#### SUPPLIED INFORMATION:
--------------------------------------------------

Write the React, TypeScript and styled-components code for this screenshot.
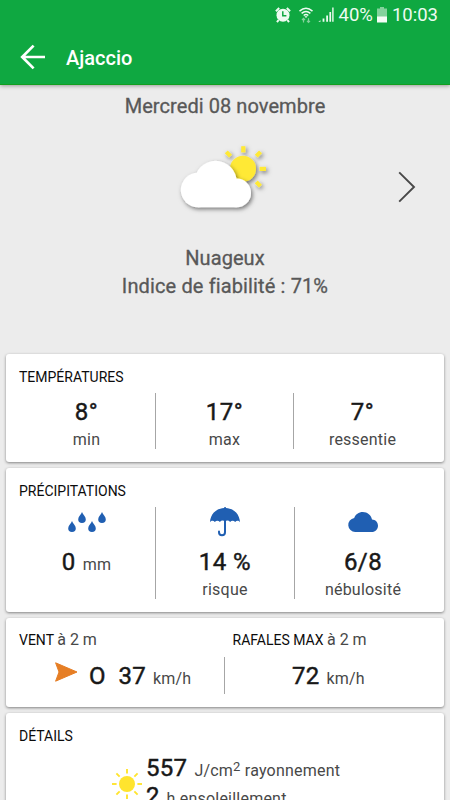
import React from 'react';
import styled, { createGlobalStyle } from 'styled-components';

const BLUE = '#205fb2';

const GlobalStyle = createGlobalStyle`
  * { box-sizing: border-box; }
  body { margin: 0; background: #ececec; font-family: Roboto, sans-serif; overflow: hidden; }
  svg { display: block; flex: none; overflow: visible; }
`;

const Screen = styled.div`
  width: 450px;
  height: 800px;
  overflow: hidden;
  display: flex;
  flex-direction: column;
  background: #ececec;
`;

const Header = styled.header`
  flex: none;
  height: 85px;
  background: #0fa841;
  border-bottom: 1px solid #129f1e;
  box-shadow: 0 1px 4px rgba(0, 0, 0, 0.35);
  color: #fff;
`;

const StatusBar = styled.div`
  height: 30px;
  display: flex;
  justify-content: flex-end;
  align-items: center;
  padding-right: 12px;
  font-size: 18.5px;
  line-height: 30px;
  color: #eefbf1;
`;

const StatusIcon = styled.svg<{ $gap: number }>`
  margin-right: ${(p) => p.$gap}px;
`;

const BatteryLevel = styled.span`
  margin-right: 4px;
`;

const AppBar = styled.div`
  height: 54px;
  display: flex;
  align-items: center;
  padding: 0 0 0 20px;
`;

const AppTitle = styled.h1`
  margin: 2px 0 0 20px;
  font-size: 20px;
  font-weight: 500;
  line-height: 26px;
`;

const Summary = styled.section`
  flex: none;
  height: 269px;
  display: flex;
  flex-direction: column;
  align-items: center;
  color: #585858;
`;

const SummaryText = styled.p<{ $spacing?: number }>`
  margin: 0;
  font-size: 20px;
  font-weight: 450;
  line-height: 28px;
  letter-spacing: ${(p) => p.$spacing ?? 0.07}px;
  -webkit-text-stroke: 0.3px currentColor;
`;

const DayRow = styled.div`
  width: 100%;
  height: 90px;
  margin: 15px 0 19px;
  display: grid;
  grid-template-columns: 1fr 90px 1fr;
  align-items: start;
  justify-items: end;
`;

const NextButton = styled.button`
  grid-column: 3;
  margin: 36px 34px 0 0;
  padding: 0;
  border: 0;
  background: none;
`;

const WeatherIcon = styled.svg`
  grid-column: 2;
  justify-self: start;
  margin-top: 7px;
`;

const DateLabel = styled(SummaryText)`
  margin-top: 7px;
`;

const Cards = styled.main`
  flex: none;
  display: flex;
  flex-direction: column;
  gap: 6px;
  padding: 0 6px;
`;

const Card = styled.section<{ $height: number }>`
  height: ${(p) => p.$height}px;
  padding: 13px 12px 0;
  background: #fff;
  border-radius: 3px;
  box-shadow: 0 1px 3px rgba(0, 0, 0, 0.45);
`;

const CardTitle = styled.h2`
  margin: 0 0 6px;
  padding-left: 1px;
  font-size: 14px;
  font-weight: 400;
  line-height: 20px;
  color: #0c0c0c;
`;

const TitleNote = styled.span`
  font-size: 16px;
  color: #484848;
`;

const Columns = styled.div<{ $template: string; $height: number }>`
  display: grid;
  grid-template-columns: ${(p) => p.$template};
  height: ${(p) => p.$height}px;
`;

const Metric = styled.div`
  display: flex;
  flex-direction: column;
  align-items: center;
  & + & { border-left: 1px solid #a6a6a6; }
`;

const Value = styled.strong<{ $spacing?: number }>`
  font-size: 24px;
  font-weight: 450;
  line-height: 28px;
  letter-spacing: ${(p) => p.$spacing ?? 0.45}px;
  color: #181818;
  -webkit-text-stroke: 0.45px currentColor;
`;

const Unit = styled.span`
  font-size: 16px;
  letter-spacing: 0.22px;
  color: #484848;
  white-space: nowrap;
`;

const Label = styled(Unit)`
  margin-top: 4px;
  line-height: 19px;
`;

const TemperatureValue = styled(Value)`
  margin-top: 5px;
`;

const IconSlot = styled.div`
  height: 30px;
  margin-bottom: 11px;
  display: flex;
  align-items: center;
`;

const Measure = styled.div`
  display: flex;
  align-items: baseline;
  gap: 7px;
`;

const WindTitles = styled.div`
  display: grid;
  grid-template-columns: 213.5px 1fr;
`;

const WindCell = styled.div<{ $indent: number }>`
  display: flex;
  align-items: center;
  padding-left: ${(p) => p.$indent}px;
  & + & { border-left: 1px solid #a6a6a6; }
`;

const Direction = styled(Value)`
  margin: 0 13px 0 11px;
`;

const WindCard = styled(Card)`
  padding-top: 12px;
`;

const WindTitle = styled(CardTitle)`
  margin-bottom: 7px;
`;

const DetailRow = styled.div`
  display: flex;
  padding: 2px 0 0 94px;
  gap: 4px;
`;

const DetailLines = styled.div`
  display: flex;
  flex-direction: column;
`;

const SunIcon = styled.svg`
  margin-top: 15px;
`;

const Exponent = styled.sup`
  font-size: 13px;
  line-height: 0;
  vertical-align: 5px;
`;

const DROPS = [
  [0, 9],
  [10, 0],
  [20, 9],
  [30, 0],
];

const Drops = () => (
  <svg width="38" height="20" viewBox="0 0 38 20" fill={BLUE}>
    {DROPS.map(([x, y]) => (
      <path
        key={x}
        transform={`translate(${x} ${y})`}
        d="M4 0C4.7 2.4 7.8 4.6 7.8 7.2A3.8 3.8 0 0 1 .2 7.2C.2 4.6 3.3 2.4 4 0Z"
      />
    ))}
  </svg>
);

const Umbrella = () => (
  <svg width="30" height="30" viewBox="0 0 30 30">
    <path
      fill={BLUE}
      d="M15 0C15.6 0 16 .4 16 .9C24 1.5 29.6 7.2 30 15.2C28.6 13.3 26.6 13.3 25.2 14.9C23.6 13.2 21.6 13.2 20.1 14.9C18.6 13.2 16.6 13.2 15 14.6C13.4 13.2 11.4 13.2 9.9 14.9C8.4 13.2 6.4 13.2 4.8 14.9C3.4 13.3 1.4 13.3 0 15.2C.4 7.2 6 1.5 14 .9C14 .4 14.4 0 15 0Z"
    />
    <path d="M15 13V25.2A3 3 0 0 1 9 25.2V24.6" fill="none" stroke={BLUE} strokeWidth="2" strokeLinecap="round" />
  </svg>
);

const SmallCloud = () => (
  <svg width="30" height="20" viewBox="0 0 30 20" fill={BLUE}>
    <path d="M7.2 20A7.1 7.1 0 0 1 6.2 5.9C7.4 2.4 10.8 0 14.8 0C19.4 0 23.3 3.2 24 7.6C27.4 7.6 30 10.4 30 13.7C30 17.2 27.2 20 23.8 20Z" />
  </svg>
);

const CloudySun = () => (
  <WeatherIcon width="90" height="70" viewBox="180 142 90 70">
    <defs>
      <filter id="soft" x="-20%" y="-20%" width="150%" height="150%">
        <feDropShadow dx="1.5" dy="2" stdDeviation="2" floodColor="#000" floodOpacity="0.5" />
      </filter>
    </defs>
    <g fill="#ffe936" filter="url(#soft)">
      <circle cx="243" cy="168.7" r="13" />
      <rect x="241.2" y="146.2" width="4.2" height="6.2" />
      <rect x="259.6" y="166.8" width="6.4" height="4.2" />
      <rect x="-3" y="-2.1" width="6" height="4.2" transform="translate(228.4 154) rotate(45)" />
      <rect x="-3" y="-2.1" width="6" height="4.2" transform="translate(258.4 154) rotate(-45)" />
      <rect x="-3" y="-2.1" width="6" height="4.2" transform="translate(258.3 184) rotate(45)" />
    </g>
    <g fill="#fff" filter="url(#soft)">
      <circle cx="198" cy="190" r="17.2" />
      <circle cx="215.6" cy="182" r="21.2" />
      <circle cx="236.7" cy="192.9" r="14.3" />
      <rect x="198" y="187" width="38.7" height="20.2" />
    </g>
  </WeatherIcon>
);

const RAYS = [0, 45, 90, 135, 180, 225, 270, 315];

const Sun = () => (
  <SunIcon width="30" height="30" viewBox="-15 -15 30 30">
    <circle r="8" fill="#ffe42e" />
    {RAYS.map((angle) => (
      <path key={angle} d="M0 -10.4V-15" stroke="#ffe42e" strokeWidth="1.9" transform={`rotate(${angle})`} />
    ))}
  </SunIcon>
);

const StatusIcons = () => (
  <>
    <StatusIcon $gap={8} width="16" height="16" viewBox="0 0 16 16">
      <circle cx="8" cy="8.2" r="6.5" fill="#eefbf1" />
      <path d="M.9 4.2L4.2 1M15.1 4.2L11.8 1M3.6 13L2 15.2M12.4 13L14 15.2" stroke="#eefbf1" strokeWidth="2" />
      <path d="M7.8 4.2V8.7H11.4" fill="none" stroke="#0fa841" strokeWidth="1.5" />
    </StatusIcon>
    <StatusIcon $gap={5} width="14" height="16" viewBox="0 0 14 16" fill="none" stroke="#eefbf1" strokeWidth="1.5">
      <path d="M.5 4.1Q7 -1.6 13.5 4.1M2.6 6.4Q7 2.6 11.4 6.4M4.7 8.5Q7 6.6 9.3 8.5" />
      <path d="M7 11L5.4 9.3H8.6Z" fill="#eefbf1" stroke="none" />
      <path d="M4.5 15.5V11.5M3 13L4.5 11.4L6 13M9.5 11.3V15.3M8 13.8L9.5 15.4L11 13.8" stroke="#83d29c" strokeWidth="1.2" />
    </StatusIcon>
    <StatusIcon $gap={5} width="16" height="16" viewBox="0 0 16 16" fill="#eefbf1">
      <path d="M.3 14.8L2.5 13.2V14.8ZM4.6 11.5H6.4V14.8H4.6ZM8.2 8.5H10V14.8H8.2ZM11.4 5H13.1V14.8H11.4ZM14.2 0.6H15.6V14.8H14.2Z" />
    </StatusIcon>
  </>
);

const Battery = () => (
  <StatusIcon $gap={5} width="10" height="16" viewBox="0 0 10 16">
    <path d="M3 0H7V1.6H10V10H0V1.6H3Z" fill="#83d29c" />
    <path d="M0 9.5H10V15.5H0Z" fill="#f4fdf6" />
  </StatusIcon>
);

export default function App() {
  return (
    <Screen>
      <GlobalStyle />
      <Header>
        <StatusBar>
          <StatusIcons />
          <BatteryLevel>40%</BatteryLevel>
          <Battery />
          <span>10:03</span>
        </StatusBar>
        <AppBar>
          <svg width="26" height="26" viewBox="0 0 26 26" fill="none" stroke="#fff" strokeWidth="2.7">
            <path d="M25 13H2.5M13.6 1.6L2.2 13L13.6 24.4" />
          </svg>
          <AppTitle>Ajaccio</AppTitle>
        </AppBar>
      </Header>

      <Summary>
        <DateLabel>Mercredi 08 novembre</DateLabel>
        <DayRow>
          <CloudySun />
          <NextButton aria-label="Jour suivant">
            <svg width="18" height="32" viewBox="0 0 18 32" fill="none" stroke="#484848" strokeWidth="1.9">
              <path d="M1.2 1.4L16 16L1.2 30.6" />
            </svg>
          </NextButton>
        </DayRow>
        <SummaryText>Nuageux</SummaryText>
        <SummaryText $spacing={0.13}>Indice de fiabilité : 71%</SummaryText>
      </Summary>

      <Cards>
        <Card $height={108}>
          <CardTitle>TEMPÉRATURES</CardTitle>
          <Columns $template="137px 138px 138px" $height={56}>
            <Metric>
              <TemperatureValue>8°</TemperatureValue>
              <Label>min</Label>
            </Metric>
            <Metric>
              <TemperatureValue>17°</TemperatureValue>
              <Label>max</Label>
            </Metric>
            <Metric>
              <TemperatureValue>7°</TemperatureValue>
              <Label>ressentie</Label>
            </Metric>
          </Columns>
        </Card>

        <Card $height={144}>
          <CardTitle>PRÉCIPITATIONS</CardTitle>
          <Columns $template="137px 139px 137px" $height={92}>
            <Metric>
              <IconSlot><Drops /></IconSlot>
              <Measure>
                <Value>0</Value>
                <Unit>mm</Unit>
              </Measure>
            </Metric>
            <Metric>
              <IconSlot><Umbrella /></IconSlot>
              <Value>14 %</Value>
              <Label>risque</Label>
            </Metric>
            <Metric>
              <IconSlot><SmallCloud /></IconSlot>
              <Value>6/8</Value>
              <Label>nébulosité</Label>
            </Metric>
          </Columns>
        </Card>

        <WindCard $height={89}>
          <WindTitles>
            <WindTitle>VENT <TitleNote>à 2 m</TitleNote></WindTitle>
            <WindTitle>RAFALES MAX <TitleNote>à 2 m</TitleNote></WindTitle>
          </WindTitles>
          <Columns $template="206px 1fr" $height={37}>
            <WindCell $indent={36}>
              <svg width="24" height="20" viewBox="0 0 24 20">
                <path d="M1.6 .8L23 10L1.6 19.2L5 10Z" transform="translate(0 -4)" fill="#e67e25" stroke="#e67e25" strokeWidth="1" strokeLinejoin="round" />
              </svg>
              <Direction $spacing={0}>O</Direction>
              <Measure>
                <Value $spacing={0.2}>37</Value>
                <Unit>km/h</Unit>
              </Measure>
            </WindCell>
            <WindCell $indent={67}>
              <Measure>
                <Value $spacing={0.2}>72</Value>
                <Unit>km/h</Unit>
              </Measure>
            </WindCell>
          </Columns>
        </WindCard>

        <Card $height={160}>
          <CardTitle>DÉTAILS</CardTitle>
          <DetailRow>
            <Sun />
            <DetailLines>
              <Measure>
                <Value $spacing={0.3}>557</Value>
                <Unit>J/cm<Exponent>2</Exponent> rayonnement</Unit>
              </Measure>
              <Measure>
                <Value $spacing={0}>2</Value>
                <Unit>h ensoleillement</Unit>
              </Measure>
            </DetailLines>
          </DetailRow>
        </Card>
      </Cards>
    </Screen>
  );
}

--------------------------------------------------

Output exactly the span of lines from the top of the listing through the line holding "const BLUE = '#205fb2';", and leave every picture out.

#### TASK ANSWER:
Write the React, TypeScript and styled-components code for this screenshot.
import React from 'react';
import styled, { createGlobalStyle } from 'styled-components';

const BLUE = '#205fb2';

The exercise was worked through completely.